In this article, Dominik, the key initiator behind the last Sterzhaw’s longsword tournament mode, discusses it in more detail and explains the logic behind it!
Table of Contents
- The Ruleset used at Sterzhaw 2022
- Discussion
- Outlook
- Sources and Links
- Data
by Dominik Vucak and Gerhild Grabitzer
The Ruleset used at Sterzhaw 2022
The official ruleset by the ÖFHF (association HEMA Austria) already offers a lot of flexibility to organizers, consisting of modules that can be put together individually for any sanctioned tournament.
However, we wanted to change some key features to provide the HEMA Hivemind™ with food for thought on two main subjects, which will be discussed in this article. We felt it most fruitful to only change what we needed without overcomplicating matters for fencers and referees alike.
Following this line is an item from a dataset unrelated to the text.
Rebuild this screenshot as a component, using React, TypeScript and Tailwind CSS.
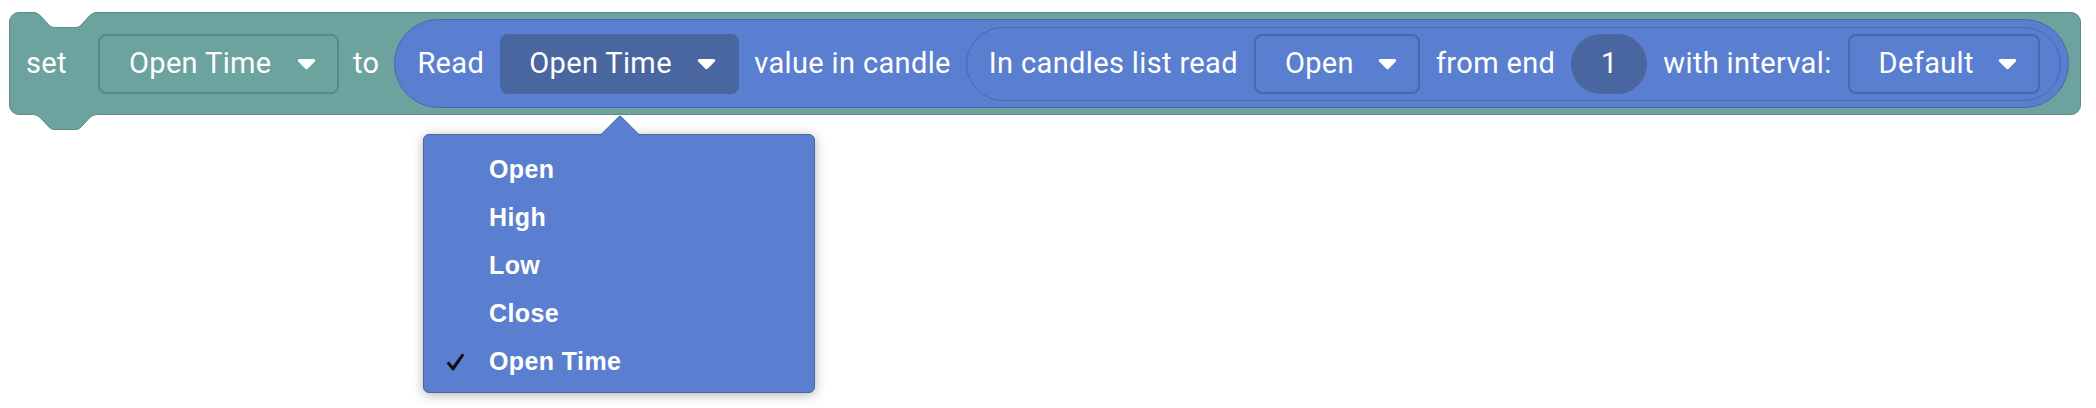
import React from "react";

type FieldProps = {
  label: string;
  variant: "teal" | "dark" | "blue";
  className?: string;
};

const Caret = () => (
  <svg width="19" height="12" viewBox="0 0 19 12" className="shrink-0">
    <path
      d="M2.5 1h14c1.6 0 2.3 1.5 1.3 2.6l-6.9 7c-.8.8-2 .8-2.8 0l-6.9-7C.2 2.5.9 1 2.5 1z"
      fill="#fff"
    />
  </svg>
);

const Check = () => (
  <svg width="19" height="18" viewBox="0 0 19 18">
    <path
      d="M0.6 10.2 L3 8.6 L6.8 13 L15.9 0.6 L18.4 2 L8.2 16.9 Q7.1 18 6 16.9 Z"
      fill="#111"
    />
  </svg>
);

// dropdown field inside a block
const Field = ({ label, variant, className }: FieldProps) => {
  const look =
    variant === "teal"
      ? "border-2 border-[#5a8986] bg-[#6ca39f] pl-[29px] pr-[21px]"
      : variant === "dark"
        ? "bg-[#4a66a0] pl-[29px] pr-[23px]"
        : "border-2 border-[#4a68ab] bg-[#5b7fd0] pl-[29px] pr-[21px]";
  return (
    <div
      className={`flex h-[60px] shrink-0 items-center justify-between rounded-[8px] ${look} ${className ?? ""}`}
    >
      <span>{label}</span>
      <Caret />
    </div>
  );
};

const options = ["Open", "High", "Low", "Close", "Open Time"];

export default function App() {
  return (
    <div className="relative h-[408px] w-[2096px] overflow-hidden bg-white font-['Roboto',sans-serif]">
      <div className="pl-[9px] pt-[12px]">
        <div className="relative inline-flex h-[103px] items-center rounded-[10px] border border-[#5b8c88] bg-[#6ca39f] pl-[16px] pr-[11px] text-[29px] tracking-[0.36px] text-white">
          {/* notch on top */}
          <svg
            width="68"
            height="17"
            viewBox="0 0 68 17"
            className="absolute left-[21px] top-[-1px]"
          >
            <path
              d="M0 0 C6 0 8 2 11 5 L17 12 C19 14.5 21 15.5 24 15.5 L44 15.5 C47 15.5 49 14.5 51 12 L57 5 C60 2 62 0 68 0 Z"
              fill="#fff"
            />
            <path
              d="M0 0.5 C6 0.5 8 2.5 11 5.5 L17 12 C19 14.5 21 15.5 24 15.5 L44 15.5 C47 15.5 49 14.5 51 12 L57 5.5 C60 2.5 62 0.5 68 0.5"
              fill="none"
              stroke="#5b8c88"
              strokeWidth="1"
            />
          </svg>
          {/* tab on bottom */}
          <svg
            width="68"
            height="17"
            viewBox="0 0 68 17"
            className="absolute bottom-[-17px] left-[21px]"
          >
            <path
              d="M0 0 L0 0.5 C6 0.5 8 2.5 11 5.5 L17 12 C19 14.5 21 15.5 24 15.5 L44 15.5 C47 15.5 49 14.5 51 12 L57 5.5 C60 2.5 62 0.5 68 0.5 L68 0 Z"
              fill="#6ca39f"
              stroke="#5b8c88"
              strokeWidth="1"
            />
            <rect x="0.5" y="0" width="67" height="1" fill="#6ca39f" />
          </svg>

          <span>set</span>
          <Field label="Open Time" variant="teal" className="ml-[31px] w-[241px]" />
          <span className="ml-[14px]">to</span>

          <div className="ml-[15px] flex h-[89px] items-center rounded-full border border-[#4a67a8] bg-[#5b7fd0] pl-[22px] pr-[7px]">
            <span>Read</span>
            <Field label="Open Time" variant="dark" className="ml-[16px] w-[239px]" />
            <span className="ml-[15px]">value in candle</span>

            <div className="ml-[15px] flex h-[74px] items-center gap-[16px] rounded-full border border-[#4a67a8] pl-[22px] pr-[20px]">
              <span>In candles list read</span>
              <Field label="Open" variant="blue" className="w-[166px]" />
              <span>from end</span>
              <div className="flex h-[60px] w-[76px] items-center justify-center rounded-full bg-[#4a66a0]">
                1
              </div>
              <span>with interval:</span>
              <Field label="Default" variant="blue" className="w-[192px]" />
            </div>
          </div>
        </div>
      </div>

      {/* open dropdown menu */}
      <div className="absolute left-[423px] top-[134px] h-[259px] w-[392px] rounded-[6px] border border-[#4a65a0] bg-[#5b7fd0] pb-[6px] pt-[11px] shadow-[0_2px_12px_rgba(0,0,0,0.3)]">
        <div className="absolute left-[181px] top-[-14px] size-[30px] rotate-45 rounded-tl-[2px] border-l border-t border-[#4a65a0] bg-[#5b7fd0]" />
        <ul className="relative font-['Liberation_Sans',Arial,sans-serif] text-[25px] font-bold tracking-[0.4px] text-white">
          {options.map((o) => (
            <li key={o} className="flex h-[48px] items-center pl-[22px]">
              <span className="flex w-[43px] items-center">
                {o === "Open Time" ? <Check /> : null}
              </span>
              <span>{o}</span>
            </li>
          ))}
        </ul>
      </div>
    </div>
  );
}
To ensure a smooth procedure a „training“ tournament for judges’ assistance (time takers, writers etc.) was held prior to the Sterzhaw itself. It is also worth noting, that this piece adresses the „open“ tournament category. The beginner’s tournament was held with ÖFHF standard rules.
Our main points:
- In contrast to many (often unarmed) martial arts, armed confrontations are usually not zero-sum games. This affects pressure testing of the skills associated with armed martial arts and is reflected in Sterzhaw’s scoring system.
- Tournaments have many options to enact fairness upon their participants. Fairness is important for a healthy competitive environment and is reflected in Sterzhaw’s tournament organisation.
Scoring
In most HEMA longsword tournaments fencers usually earn points by hitting their opponent, ending the current exchange. Specific rules define what constitutes a „hit“. It can be a thrust, cut, grappling etc. The first fencer exceeding a point threshold wins the bout.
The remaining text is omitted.